So the holidays have come and gone; I hope yours were joyful and fulfilling. Maybe I missed it, but I don’t recall hearing much noise this year about the traditional Christmas star display over …
So the holidays have come and gone; I hope yours were joyful and fulfilling. Maybe I missed it, but I don’t recall hearing much noise this year about the traditional Christmas star display over on Honesdale’s Irving Cliff. You might remember that a great kerfuffle erupted in the fall of 2018 (just before the midterm election, coincidentally) when an outfit called the “Freedom From Religion Foundation” threatened legal action if the borough didn’t move or dismantle the display, which includes a Christian cross at Eastertide, stands on public land and might therefore be unconstitutional. Signs, t-shirts and bumper stickers supporting the display erupted in very short order and outraged folks packed contentious borough council meetings. But after a few weeks (and the election), things calmed down and the issue seemed to disappear from the radar.
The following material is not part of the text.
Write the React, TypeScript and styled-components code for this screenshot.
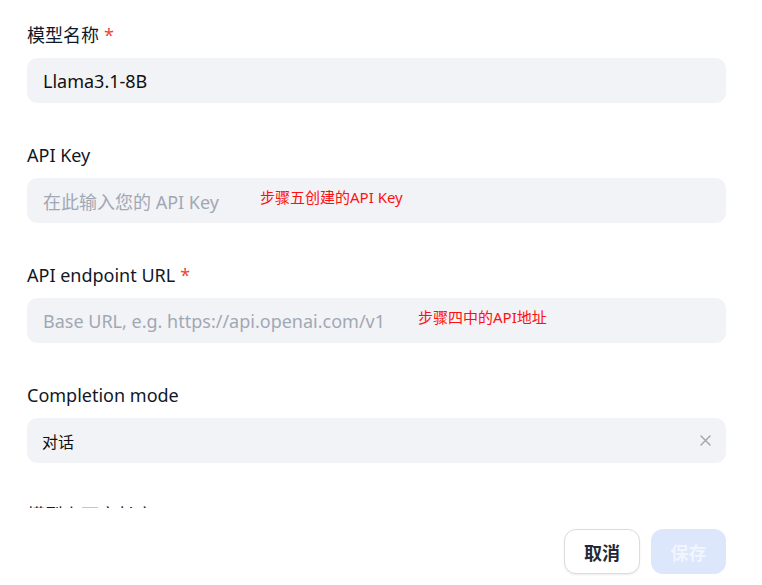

But the larger, underlying issue—the question of the proper relationship between church, state and society—has not gone away. If anything, it’s become more problematic. Donald Trump has relied strongly on evangelical support since the beginning of his campaign, and evangelical leaders have been quick to line up behind him despite his, shall we say, speckled history of personal conduct. This appears to be based on Trump’s promises to skew the federal court system to the right, oppose abortion and gay rights, restore organized prayer to public schools and otherwise advance the fundamentalist Christian agenda.
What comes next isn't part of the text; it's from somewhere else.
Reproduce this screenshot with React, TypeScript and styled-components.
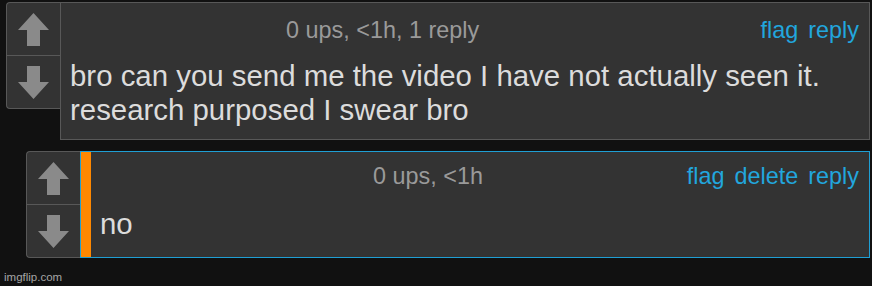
import React from "react";
import styled, { createGlobalStyle } from "styled-components";

const Global = createGlobalStyle`
  html, body { margin: 0; padding: 0; background: #111111; }
  body { font-family: "Liberation Sans", Arial, sans-serif; }
`;

const Page = styled.div`
  width: 872px;
  height: 286px;
  box-sizing: border-box;
  padding: 2px 2px 0 4px;
  display: flex;
  flex-direction: column;
  overflow: hidden;
`;

const Row = styled.div<{ $indent: number; $top: number }>`
  display: flex;
  align-items: flex-start;
  margin-left: ${(p) => p.$indent}px;
  margin-top: ${(p) => p.$top}px;
`;

const VoteBox = styled.div`
  flex: none;
  width: 53px;
  display: flex;
  flex-direction: column;
  background: #333333;
  border: 1px solid #585858;
  border-right: none;
  border-radius: 4px 0 0 4px;
`;

const VoteBtn = styled.div<{ $divider?: boolean }>`
  height: 52px;
  display: flex;
  align-items: center;
  justify-content: center;
  border-bottom: ${(p) => (p.$divider ? "1px solid #585858" : "none")};
`;

const CommentBox = styled.div`
  flex: 1;
  background: #333333;
  border: 1px solid #585858;
  padding: 14px 10px 12px 9px;
`;

const ReplyBox = styled.div`
  flex: 1;
  display: flex;
  box-sizing: border-box;
  min-height: 107px;
  background: #333333;
  border: 1px solid #1f9fd4;
`;

const MarkBar = styled.div`
  flex: none;
  width: 10px;
  background: #ff8800;
`;

const ReplyContent = styled.div`
  flex: 1;
  padding: 11px 10px 0 9px;
`;

const Header = styled.div`
  display: flex;
  align-items: center;
  font-size: 23.4px;
  line-height: 26px;
  height: 26px;
`;

const Meta = styled.span<{ $offset: number }>`
  color: #9a9a9a;
  margin-left: ${(p) => p.$offset}px;
  white-space: nowrap;
`;

const Actions = styled.div`
  margin-left: auto;
  display: flex;
  gap: 10px;
`;

const ActionLink = styled.a`
  color: #22a6dd;
  text-decoration: none;
  cursor: pointer;
`;

const Body = styled.div<{ $gap: number }>`
  margin-top: ${(p) => p.$gap}px;
  color: #dcdcdc;
  font-size: 29.4px;
  line-height: 34px;
`;

const Footer = styled.div`
  margin-top: 13px;
  color: #a5a5a5;
  font-size: 11.5px;
  line-height: 13px;
`;

const Arrow = ({ down }: { down?: boolean }) => (
  <svg width="31" height="33" viewBox="0 0 31 33" style={{ transform: down ? "rotate(180deg)" : undefined }}>
    <polygon points="15.5,0 31,17 22,17 22,33 9,33 9,17 0,17" fill="#8a8a8a" />
  </svg>
);

const Votes = () => (
  <VoteBox>
    <VoteBtn $divider>
      <Arrow />
    </VoteBtn>
    <VoteBtn>
      <Arrow down />
    </VoteBtn>
  </VoteBox>
);

export default function App() {
  return (
    <>
      <Global />
      <Page>
        <Row $indent={2} $top={0}>
          <Votes />
          <CommentBox>
            <Header>
              <Meta $offset={216}>0 ups, &lt;1h, 1 reply</Meta>
              <Actions>
                <ActionLink>flag</ActionLink>
                <ActionLink>reply</ActionLink>
              </Actions>
            </Header>
            <Body $gap={16}>
              bro can you send me the video I have not actually seen it.
              <br />
              research purposed I swear bro
            </Body>
          </CommentBox>
        </Row>
        <Row $indent={22} $top={11}>
          <Votes />
          <ReplyBox>
            <MarkBar />
            <ReplyContent>
              <Header>
                <Meta $offset={273}>0 ups, &lt;1h</Meta>
                <Actions>
                  <ActionLink>flag</ActionLink>
                  <ActionLink>delete</ActionLink>
                  <ActionLink>reply</ActionLink>
                </Actions>
              </Header>
              <Body $gap={18}>no</Body>
            </ReplyContent>
          </ReplyBox>
        </Row>
        <Footer>imgflip.com</Footer>
      </Page>
    </>
  );
}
So why do I call this “problematic”? Don’t folks have a right to support candidates that support their issues? Let’s go back to that discussion about the Irving Cliff display. A few things got said—things like “this is a Christian town”—that raised red flags for many people. And while such sentiments may not have been widely voiced, they served as reminders of an ugly potential that lurks just under the surface. It’s not hard for a demagogue to construct a narrative that links the fate of the nation to divine favor, and then connects that divine favor directly to the person of the leader. So we see plenty of articles suggesting that Trump’s installation in the White House was “part of God’s plan for America.” Former Energy Secretary Rick Perry went so far as to call Trump “the Chosen One.” Preachers have written columns and given sermons comparing Trump to biblical figures like Samson, Nebuchadnezzar and the Apostle Paul. And among many, unwavering, unquestioning support of Trump is seen as essential for being not just a good American, but a good Christian.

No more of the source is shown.